The wordless choir intones the Pan theme for a short interlude leading to the second scene, where the pirates engage in a lengthy and vigorous ensemble dance. Chloé is held prisoner and ordered to dance for them. She does so with a sorrowful reluctance, the drooping fifths of the melody recalling her love theme. As she finishes, the pirate chief is about to claim her when the mood and music suddenly become charged with mystery. A wind machine signals the appearance of Pan, fierce and wrathful. He protects Chloé as the pirates flee in terror. As the scene reverts to the original, the music grows softer with the voices accompanying the transformation. Now begins Ravel’s wonderful evocation of dawn with, as noted in the score, ‘No sound but the murmur of brooklets formed by dew that has run down the rock’. Birdsong is heard, and passing shepherds (piccolo and E flat clarinet) awake the prostrate Daphnis, who looks anxiously for Chloé. A magnificent climax depicts the sun rising in full splendour as Pan restores Chloé to Daphnis, and to a long flute solo they mime the story of Pan and Syrinx as a thanks-offering. Daphnis swears eternal fidelity before the altar of the nymphs, and the music swings into the exhilarating ‘Danse générale’ celebrating the joy of the betrothed pair among their friends and companions.

Noël Goodwin © 2010

Pavane pour une infante défunte
Pavane pour une infante défunte was originally composed for solo piano, and was given its première in that form on 5 April 1902 by Ravel’s great friend, the Spanish pianist Ricardo Viñes. The composer completed the equally well-known orchestral version in 1910 and the first performance of this was given in Paris on Christmas Day of that year.

One of Ravel’s life-long preoccupations was the refined sentimentality to be savoured in the cultivation of archaic dance forms, and as early as 1895, in his Menuet antique, he had catered to what was then a well-developed French taste for faux-naïf (pretend innocence) recreations – and modernisations – of 18th-century style. The Pavane was a much more individual essay in this direction. It was the first work that began to give Ravel an international reputation, and it is a defining expression of Ravelian pathos. The title is often taken to mean ‘Pavane for a Dead Princess’ – ‘Infanta’ (French infante) being the Spanish term for a princess of royal blood.
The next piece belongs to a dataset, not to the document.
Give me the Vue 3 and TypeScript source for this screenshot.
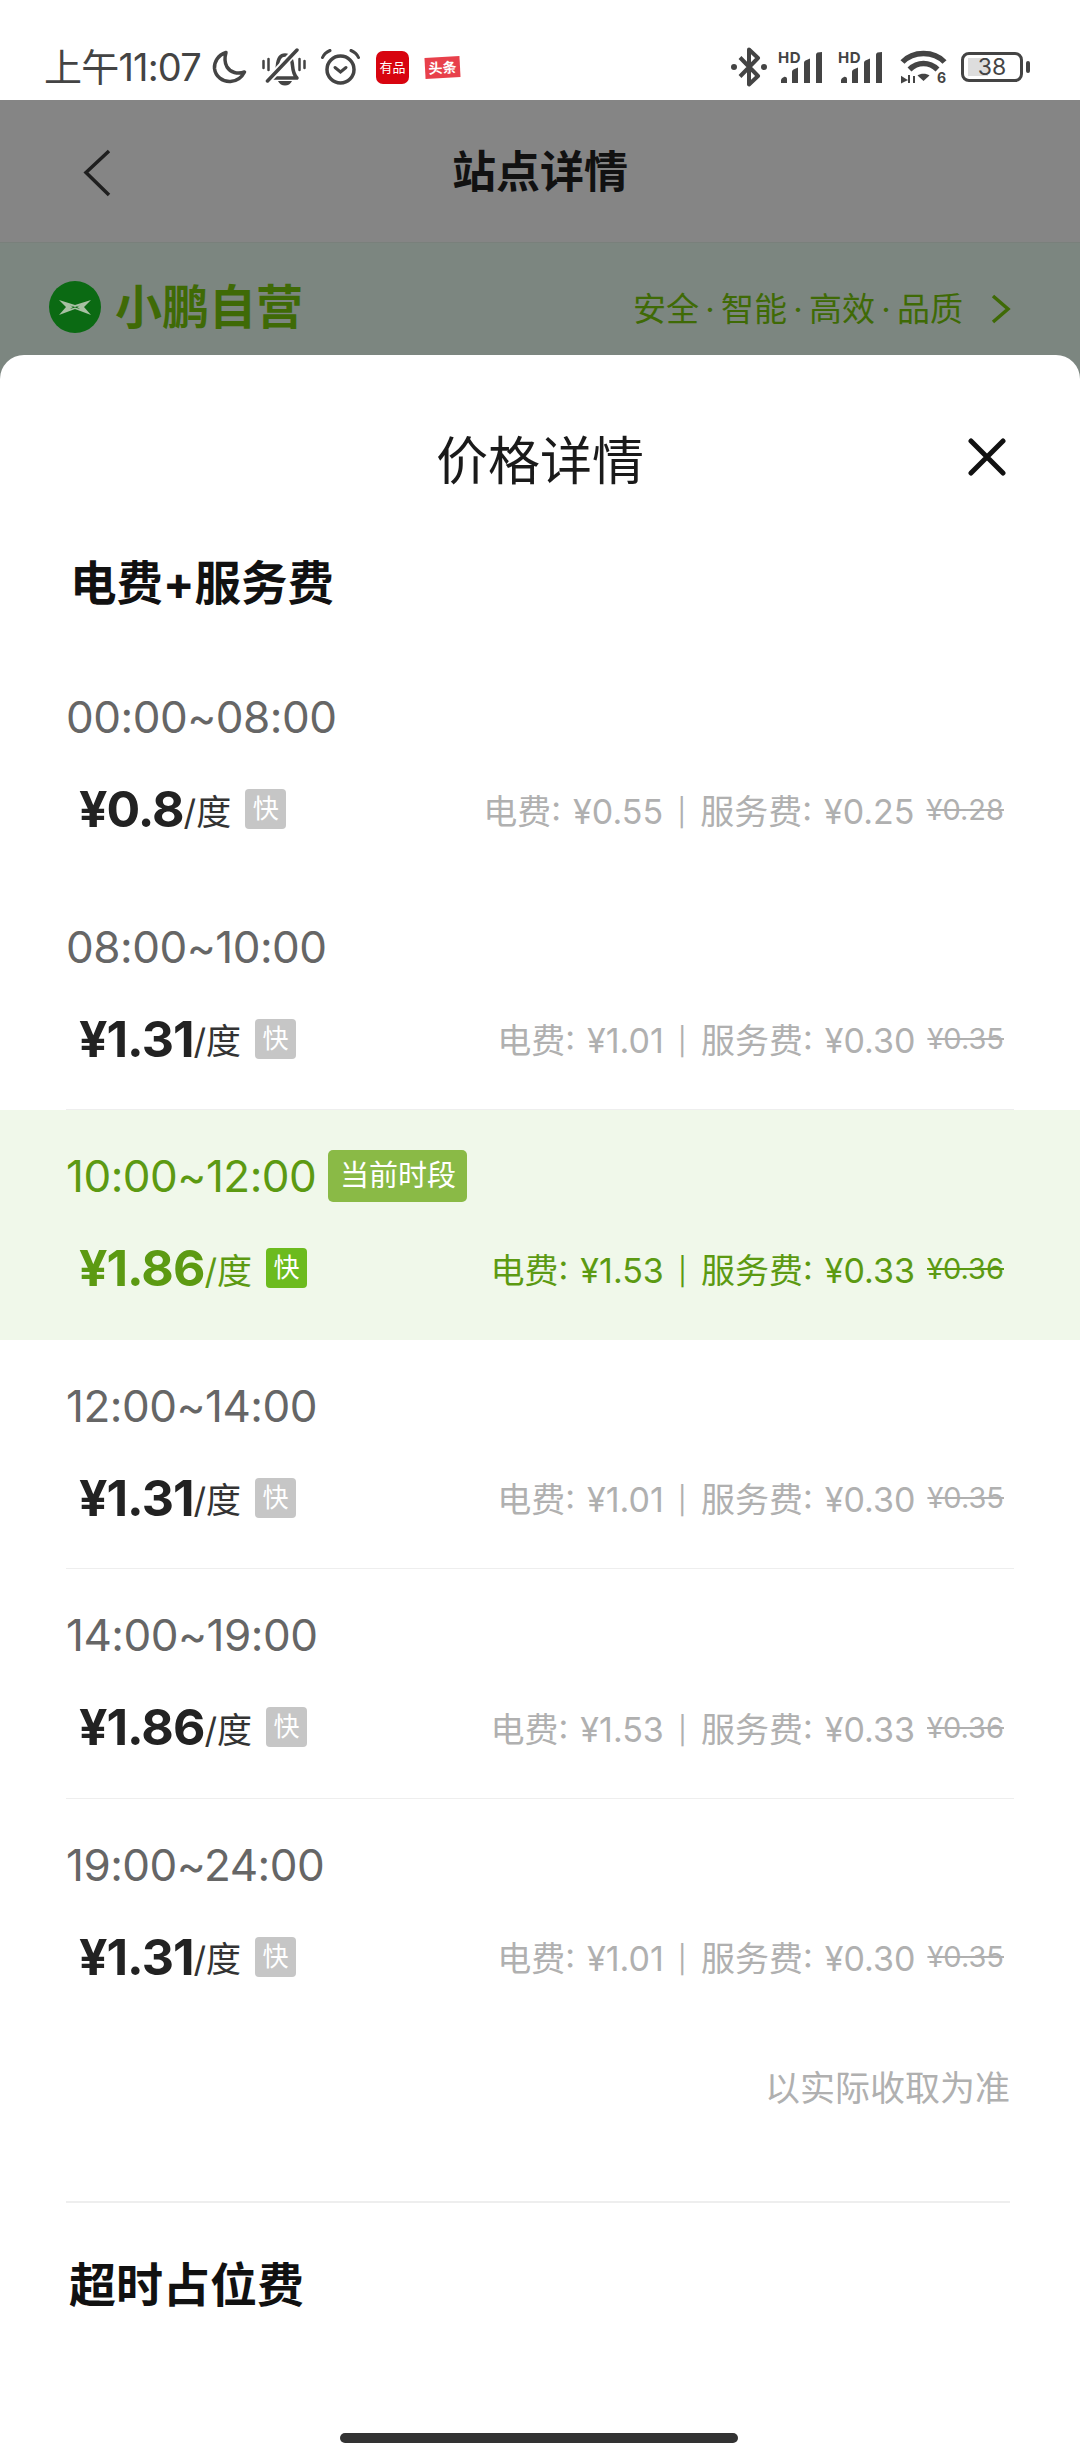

Ravel suggested that the aristocratic formality of the piece’s slow dance measure evoked ‘a pavane which a young princess might have danced in bygone days at the court of Spain’, going on to qualify the word défunte by the observation that the music ‘is not a funeral lament for a dead child, but rather an evocation of the pavane that might have been danced by such a little princess as painted by Velázquez’. However, on other occasions he alleged that he chose the title for the sheer pleasure of its assonance. He dedicated the work to another princess: his patron, the Princess Edmond de Polignac, who had been born in Yonkers, New York as Winnaretta Singer, heiress of the Singer Sewing Machine Corporation.

The music unfolds on a stately even measure, suggesting a courtly dance of the Renaissance. On each appearance, the delicate and evocative main theme – first heard on the horns – is illuminated by subtly-changing orchestral textures, and thrown into relief by contrasting episodes – plaintive woodwind, sweeping strings and harp. There is a hypnotic nostalgia to its deliberate yet irresistible motion, and – despite Ravel’s disclaimer – a certain tincture of sadness: the little princess, if ever she existed, is certainly dead by now.

Boléro
Ravel’s most famous orchestral work originated in a commission from the ballerina Ida Rubinstein, who asked him to orchestrate some pieces from the suite Iberia by the Spanish composer Isaac Albéniz. As a result of copyright difficulties Ravel was unable to carry out the task, and decided instead to compose a new piece of his own, in a Spanish dance rhythm. (He originally called it Fandango, before settling on Boléro.) Having discovered a theme with an ‘insistent’ quality, he had the idea – if only as an experiment – of repeating it incessantly without any development or change of tempo but constantly varying and increasing the orchestration.

Boléro was, therefore, premièred as a ballet, danced by Ida Rubinstein, with choreography by Bronislava Nijinska and designs by Alexandre Benois, at the Paris Opéra on 22 November 1928. The setting for the ballet was a Spanish tavern, where a woman is dancing on a table, although Ravel reportedly favoured an outdoor setting with a factory in the background to emphasise the music’s ‘mechanical’ qualities. It was a sensational success, and the piece was almost immediately taken up as an orchestral showpiece. The renowned Italian conductor, Arturo Toscanini, gave the American première in 1929, and by 1930 the first of many commercial recordings had been made. As with the Pavane pour une infante défunte, Ravel was taken aback by its popularity, claiming in a newspaper interview that the piece was simply ‘orchestration without music’.

This is not the case, of course: the music is supplied, over the ceaseless Boléro rhythm on snare drum, by the one and only melody, a remarkable invention in itself. It can be so repetitive, without tiring the ear, because it is very long (two 18-bar sections, each repeated twice), so exquisitely sculpted, and because within itself it enacts a drama of tension and release: the tune seems to struggle to break free of its rhythmic and tonal straitjacket, the climax coming with the urgent, imploring passage of high repeated notes three-quarters of the way through each of its appearances. The only harmony is that which the tune suggests; the accompaniment is a two-note repeated pattern spanning a fifth. Meanwhile the orchestral colours constantly change and the tension rises as the tune remains pinned to its initial key of C major, with no change – an inspired mating of the primitive and the sophisticated. Only in the coda, with a sensational effect of release, does the music modulate to E major, breaking free of its shackles (for a mere eight bars) and returning to C major for a triumphant ending in the loudest, most orgiastic orchestration yet.